Isaiah enjoyed an authority proportionate to his gifts. We learn from history how great this authority was during his life, especially under the reign of Hezekiah. Several of his most definite prophecies were fulfilled while he was yet alive; for instance, the overthrow of the kingdoms of Syria and Israel; the invasion of the Assyrians, and the divine deliverance from it; the prolongation of life granted to Hezekiah; and several predictions against foreign nations. Isaiah is honorably mentioned in the historical books. The later prophets, especially Nahum, Habakkuk, Zephaniah, Jeremiah, Haggai, Zechariah, and Malachi, clearly prove that his book was diligently read, and that his prophecies were attentively studied.
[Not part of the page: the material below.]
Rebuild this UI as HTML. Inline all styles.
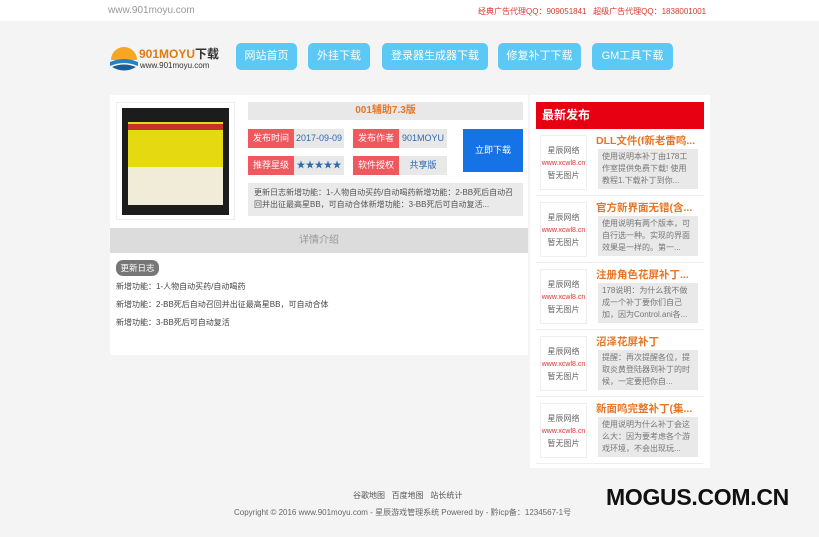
<!DOCTYPE html><html><head><meta charset="utf-8"><style>
*{margin:0;padding:0;box-sizing:border-box}
body{width:819px;height:537px;background:#f4f4f4;font-family:"Liberation Sans","Noto Sans CJK SC",sans-serif;position:relative;overflow:hidden;font-size:9px;color:#555}
.a{position:absolute}
.nav{position:absolute;top:43px;height:27px;background:#5bc8f5;color:#fff;border-radius:5px;font-size:11px;line-height:27px;text-align:center}
.lab{position:absolute;height:19px;line-height:19px;text-align:center;font-size:9px}
.red{background:#f0585e;color:#fff}
.gr{background:#e8e8e8;color:#2b6bb0}
.it{position:absolute;left:536px;width:168px;height:66px;border-bottom:1px solid #eee}
.it .im{position:absolute;left:4px;top:5px;width:47px;height:55px;border:1px solid #eee;text-align:center;font-size:8px;color:#666;padding-top:9px;line-height:12px}
.it .t{position:absolute;left:60px;top:3px;font-size:10.5px;font-weight:bold;color:#e57628;white-space:nowrap}
.it .d{position:absolute;left:62px;top:19px;width:100px;height:40px;background:#e9e9e9;font-size:8px;line-height:12px;color:#777;padding:2px 4px;overflow:hidden}
</style></head><body>
<div class="a" style="left:0;top:0;width:819px;height:21px;background:#fff"></div>
<div class="a" style="left:108px;top:5px;font-size:10px;color:#999">www.901moyu.com</div>
<div class="a" style="left:478px;top:6px;font-size:8px;color:#d9382f;white-space:nowrap">经典广告代理QQ：909051841&nbsp;&nbsp;&nbsp;超级广告代理QQ：1838001001</div>
<svg class="a" style="left:109px;top:43px" width="30" height="30"><path d="M2 17 A13 13 0 0 1 28 17Z" fill="#f5a623"/><path d="M1 19 Q15 13 29 19 L29 23 Q15 17 1 23Z" fill="#2a7fc0"/><path d="M3 24 Q15 19 27 24 Q15 31 3 24Z" fill="#1a5c95"/></svg>
<div class="a" style="left:139px;top:45px;font-size:12px;font-weight:bold;color:#e07b10">901MOYU<span style="color:#333">下载</span></div>
<div class="a" style="left:140px;top:61px;font-size:8px;color:#333">www.901moyu.com</div>
<div class="nav" style="left:236px;width:61px">网站首页</div>
<div class="nav" style="left:308px;width:62px">外挂下载</div>
<div class="nav" style="left:382px;width:106px">登录器生成器下载</div>
<div class="nav" style="left:498px;width:83px">修复补丁下载</div>
<div class="nav" style="left:592px;width:81px">GM工具下载</div>

<div class="a" style="left:110px;top:95px;width:418px;height:260px;background:#fff"></div>
<div class="a" style="left:116px;top:102px;width:119px;height:118px;border:1px solid #eee"></div>
<div class="a" style="left:122px;top:108px;width:107px;height:107px;background:#1c1c1c"></div>
<div class="a" style="left:128px;top:122px;width:95px;height:45px;background:#e5d912"></div>
<div class="a" style="left:128px;top:167px;width:95px;height:38px;background:#f1ecd8"></div>
<div class="a" style="left:128px;top:124px;width:95px;height:6px;background:#c7322a"></div>
<div class="a" style="left:248px;top:102px;width:275px;height:18px;background:#e8e8e8;color:#e57628;font-size:10px;font-weight:bold;text-align:center;line-height:18px">001辅助7.3版</div>
<div class="lab red" style="left:248px;top:129px;width:46px">发布时间</div>
<div class="lab gr" style="left:294px;top:129px;width:50px">2017-09-09</div>
<div class="lab red" style="left:353px;top:129px;width:46px">发布作者</div>
<div class="lab gr" style="left:399px;top:129px;width:48px">901MOYU</div>
<div class="lab red" style="left:248px;top:156px;width:46px">推荐星级</div>
<div class="lab gr" style="left:294px;top:156px;width:50px">★★★★★</div>
<div class="lab red" style="left:353px;top:156px;width:46px">软件授权</div>
<div class="lab gr" style="left:399px;top:156px;width:48px">共享版</div>
<div class="a" style="left:463px;top:129px;width:60px;height:43px;background:#1673e6;color:#fff;font-size:9px;text-align:center;line-height:43px">立即下载</div>
<div class="a" style="left:248px;top:183px;width:275px;height:33px;background:#eaeaea;font-size:8px;line-height:12px;color:#555;padding:4px 6px">更新日志新增功能：1-人物自动买药/自动喝药新增功能：2-BB死后自动召回并出征最高星BB，可自动合体新增功能：3-BB死后可自动复活...</div>
<div class="a" style="left:110px;top:228px;width:418px;height:25px;background:#dcdcdc;color:#999;font-size:10px;text-align:center;line-height:25px">详情介绍</div>
<div class="a" style="left:116px;top:260px;width:43px;height:16px;background:#777;color:#fff;border-radius:7px;font-size:8.5px;text-align:center;line-height:16px">更新日志</div>
<div class="a" style="left:116px;top:281px;font-size:8px;color:#444">新增功能：1-人物自动买药/自动喝药</div>
<div class="a" style="left:116px;top:299px;font-size:8px;color:#444">新增功能：2-BB死后自动召回并出征最高星BB，可自动合体</div>
<div class="a" style="left:116px;top:317px;font-size:8px;color:#444">新增功能：3-BB死后可自动复活</div>

<div class="a" style="left:530px;top:95px;width:180px;height:373px;background:#fff"></div>
<div class="a" style="left:536px;top:102px;width:168px;height:27px;background:#e60012;color:#fff;font-size:12px;font-weight:bold;line-height:27px;padding-left:6px">最新发布</div>
<div class="it" style="top:130px"><div class="im">星辰网络<br><span style="color:#d33;font-size:7px">www.xcwl8.cn</span><br>暂无图片</div><div class="t">DLL文件(f新老雷鸣...</div><div class="d">使用说明本补丁由178工作室提供免费下载! 使用教程1.下载补丁到你...</div></div>
<div class="it" style="top:197px"><div class="im">星辰网络<br><span style="color:#d33;font-size:7px">www.xcwl8.cn</span><br>暂无图片</div><div class="t">官方新界面无错(含...</div><div class="d">使用说明有两个版本，可自行选一种。实现的界面效果是一样的。第一...</div></div>
<div class="it" style="top:264px"><div class="im">星辰网络<br><span style="color:#d33;font-size:7px">www.xcwl8.cn</span><br>暂无图片</div><div class="t">注册角色花屏补丁...</div><div class="d">178说明：为什么我不做成一个补丁要你们自己加，因为Control.ani各...</div></div>
<div class="it" style="top:331px"><div class="im">星辰网络<br><span style="color:#d33;font-size:7px">www.xcwl8.cn</span><br>暂无图片</div><div class="t">沼泽花屏补丁</div><div class="d">提醒：再次提醒各位，提取炎黄登陆器到补丁的时候，一定要把你自...</div></div>
<div class="it" style="top:398px"><div class="im">星辰网络<br><span style="color:#d33;font-size:7px">www.xcwl8.cn</span><br>暂无图片</div><div class="t">新面鸣完整补丁(集...</div><div class="d">使用说明为什么补丁会这么大：因为要考虑各个游戏环境，不会出现玩...</div></div>

<div class="a" style="left:353px;top:490px;font-size:8px;color:#555">谷歌地图&nbsp;&nbsp;&nbsp;百度地图&nbsp;&nbsp;&nbsp;站长统计</div>
<div class="a" style="left:234px;top:507px;font-size:8px;color:#666">Copyright © 2016 www.901moyu.com - 星辰游戏管理系统 Powered by - 黔icp备：1234567-1号</div>
<div class="a" style="left:606px;top:484px;font-size:23px;font-weight:bold;color:#111;letter-spacing:-0.3px">MOGUS.COM.CN</div>
</body></html>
The authority of the prophet greatly increased after the fulfillment of his prophecies by the Babylonian exile, the victories of Cyrus, and the deliverance of the covenant-people. Even Cyrus (according to the above-mentioned account in Josephus, Antiq. xi. 1, 1-2) was induced to set the Jews at liberty by the prophecies of Isaiah concerning himself. This prediction of Isaiah made so deep an impression upon him that he probably took from it the name by which he is generally known in history. Jesus Sirach () bestows splendid praise upon Isaiah, and both Philo and Josephus speak of him with great veneration. He attained the highest degree of authority after the times of the New Testament had proved the most important part of his prophecies, namely, the Messianic, to be divine. Christ and the Apostles quote no prophecies so frequently as those of Isaiah, in order to prove that He who had appeared was one and the same with Him who had been promised. The fathers of the church abound in praises of Isaiah.